On 16 December, the UK took one step closer to enshrining in law adequate support for women facing sexual and domestic violence. MPs voted to back a private member’s bill on Preventing and Combating Violence Against Women and Domestic Violence. The bill will now pass to the committee stage and if successful will require the UK government to ratify the Istanbul Convention on violence against women, passing it into UK law.
At a time when the government continues to cut funding for services that support victims of sexual and domestic violence, more robust laws to protect these services are desperately needed. The situation has become so critical that last year two-thirds of women and children referred to domestic violence refuges were turned away, mostly due to a lack of bed space.
Ratifying the Istanbul Convention would oblige the government to provide adequate funding for these services. The convention is a comprehensive legal framework and set of actions for addressing violence against women and girls in all its forms. UN Women, the global champion for gender equality, has described the convention as a ‘a gold standard’ for tackling violence against women. Once ratified, the UK government would have to take all the necessary steps it sets out to prevent violence, protect women experiencing violence, prosecute perpetrators and ensure sufficient monitoring of violence against women.
The ratification is long overdue. The UK signed the convention in 2012 following its approval by the European Parliament but has done nothing to implement the agreement in law. Eighteen other countries have already ratified it, including Romania, Serbia, France and Poland.
Since 2012 the government has made some efforts to comply with the convention’s provisions – for instance, by criminalising female genital mutilation (FGM) and forced marriage. However, one of the major stipulations of the convention that has been woefully neglected is the adequate provision of support services for women facing domestic and sexual violence.
Significant numbers of cash-strapped refuges and rape crisis centres have been forced to close in recent years. By ratifying the convention, the government could finally be held to account for allowing the decimation of women’s support services. The I C Change campaign, the grassroots group spearheading the campaign for ratification, says: ‘The Istanbul Convention helps guarantee that we don’t have vital services disappear, but rather that we have a strong infrastructure of support. This infrastructure will allow women to thrive, rather than fight to survive.’

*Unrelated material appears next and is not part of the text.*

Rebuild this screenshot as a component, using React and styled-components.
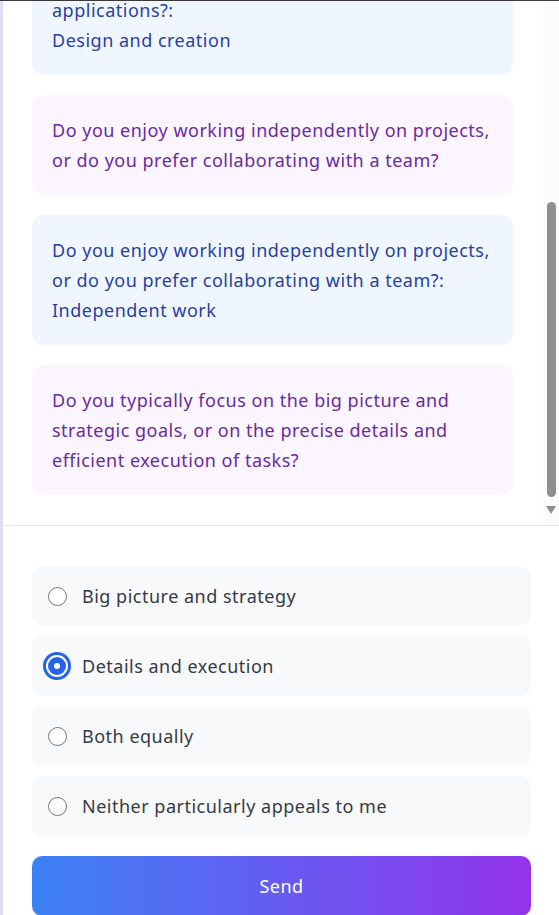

The End Violence Against Women coalition (EVAW) believes that ratifying the convention will offer much-needed protection to specialist women’s services. Its co-director Rachel Krys says: ‘Specialist support services, particularly for black and minority ethnic women, are in crisis. If the Istanbul Convention was in place, we could use that legislation to argue against some of the funding cuts they face.’
But EVAW also points out that ratification alone will not automatically protect sexual and domestic violence support services from further cuts. ‘We’ll be pleased if the Istanbul Convention is ratified because we’ll have another way of holding the government to account,’ Rachel Krys explains. ‘However, preventing further cuts will also require an increase in public spending and a change in attitude. We need to prioritise ending violence against women and girls.’
Sisters Uncut, the feminist direct action group that has fought against cuts to domestic violence services, says that, ‘If the UK government had already ratified this convention, as promised, their fatal austerity cuts to domestic violence services would never have happened.’ The group is determined ‘to continue to use direct action to demand that both central and local government provide life-saving support for domestic violence survivors’.
There are many steps until the bill is enshrined in UK law. If it goes through, it will provide domestic and sexual violence support services with an unprecedented level of legal protection. Without this protection, funding for these services will inevitably keep diminishing as the government continues to pursue cuts in this area.